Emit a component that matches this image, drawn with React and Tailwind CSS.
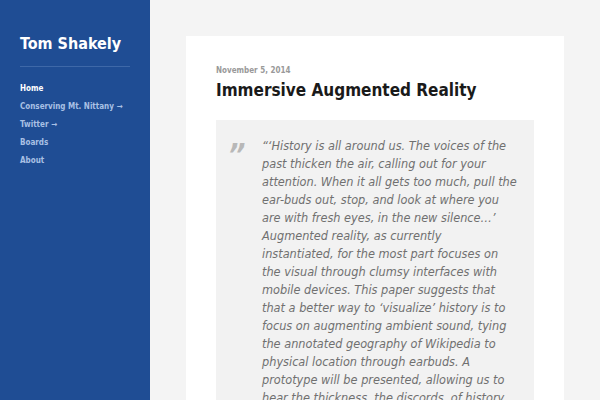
const NAV = [
    { label: 'Home', active: true },
    { label: 'Conserving Mt. Nittany →' },
    { label: 'Twitter →' },
    { label: 'Boards' },
    { label: 'About' }
]

const App = () => {
    return (
        <div className="flex w-[600px] h-[400px] overflow-hidden bg-[#f4f4f4] font-['DejaVu_Sans_Condensed','DejaVu_Sans',sans-serif] font-stretch-condensed">
            <aside className="w-[150px] shrink-0 bg-[#1f4d94] px-5 pt-[34px]">
                <h1 className="text-[16px] font-bold text-white leading-5">Tom Shakely</h1>
                <div className="mt-[12px] h-px bg-[#3e68a8]" />
                <nav className="mt-[13px] flex flex-col">
                    {NAV.map(({ label, active }) => (
                        <a
                            key={label}
                            className={`text-[8px] font-bold leading-[18px] ${active ? 'text-white' : 'text-[#a9c0e4]'}`}
                        >
                            {label}
                        </a>
                    ))}
                </nav>
            </aside>

            <main className="flex-1 pl-9 pr-9 pt-9">
                <article className="bg-white px-[30px] pt-[29px] pb-10">
                    <p className="text-[8px] font-bold text-[#999] leading-3">November 5, 2014</p>
                    <h2 className="mt-[1px] text-[17px] font-bold text-[#1a1a1a] leading-6">
                        Immersive Augmented Reality
                    </h2>
                    <blockquote className="mt-[18px] flex bg-[#f2f2f2] pl-[12px] pr-4 pt-[17px] pb-4">
                        <span className="w-[34px] shrink-0 pt-[3px] text-[30px] leading-[30px] font-bold italic text-[#b8b8b8]">”</span>
                        <p className="text-[12.6px] italic leading-[18px] text-[#707070]">
                            “‘History is all around us. The voices of the past thicken the air, calling out for your
                            attention. When it all gets too much, pull the ear-buds out, stop, and look at where you
                            are with fresh eyes, in the new silence…’ Augmented reality, as currently instantiated,{'\u00a0'}for
                            the most part focuses on the visual through clumsy interfaces with mobile devices.
                            This paper suggests that that a better way to ‘visualize’ history is to focus on
                            augmenting ambient sound, tying the annotated geography of Wikipedia to physical
                            location through earbuds. A prototype will be presented, allowing us to hear the
                            thickness, the discords, of history.
                        </p>
                    </blockquote>
                </article>
            </main>
        </div>
    )
}

export default App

* * * * *

Write the material out again exactly as it appears, dropping the pictures.

Emit a component that matches this image, drawn with React and Tailwind CSS.
const NAV = [
    { label: 'Home', active: true },
    { label: 'Conserving Mt. Nittany →' },
    { label: 'Twitter →' },
    { label: 'Boards' },
    { label: 'About' }
]

const App = () => {
    return (
        <div className="flex w-[600px] h-[400px] overflow-hidden bg-[#f4f4f4] font-['DejaVu_Sans_Condensed','DejaVu_Sans',sans-serif] font-stretch-condensed">
            <aside className="w-[150px] shrink-0 bg-[#1f4d94] px-5 pt-[34px]">
                <h1 className="text-[16px] font-bold text-white leading-5">Tom Shakely</h1>
                <div className="mt-[12px] h-px bg-[#3e68a8]" />
                <nav className="mt-[13px] flex flex-col">
                    {NAV.map(({ label, active }) => (
                        <a
                            key={label}
                            className={`text-[8px] font-bold leading-[18px] ${active ? 'text-white' : 'text-[#a9c0e4]'}`}
                        >
                            {label}
                        </a>
                    ))}
                </nav>
            </aside>

            <main className="flex-1 pl-9 pr-9 pt-9">
                <article className="bg-white px-[30px] pt-[29px] pb-10">
                    <p className="text-[8px] font-bold text-[#999] leading-3">November 5, 2014</p>
                    <h2 className="mt-[1px] text-[17px] font-bold text-[#1a1a1a] leading-6">
                        Immersive Augmented Reality
                    </h2>
                    <blockquote className="mt-[18px] flex bg-[#f2f2f2] pl-[12px] pr-4 pt-[17px] pb-4">
                        <span className="w-[34px] shrink-0 pt-[3px] text-[30px] leading-[30px] font-bold italic text-[#b8b8b8]">”</span>
                        <p className="text-[12.6px] italic leading-[18px] text-[#707070]">
                            “‘History is all around us. The voices of the past thicken the air, calling out for your
                            attention. When it all gets too much, pull the ear-buds out, stop, and look at where you
                            are with fresh eyes, in the new silence…’ Augmented reality, as currently instantiated,{'\u00a0'}for
                            the most part focuses on the visual through clumsy interfaces with mobile devices.
                            This paper suggests that that a better way to ‘visualize’ history is to focus on
                            augmenting ambient sound, tying the annotated geography of Wikipedia to physical
                            location through earbuds. A prototype will be presented, allowing us to hear the
                            thickness, the discords, of history.
                        </p>
                    </blockquote>
                </article>
            </main>
        </div>
    )
}

export default App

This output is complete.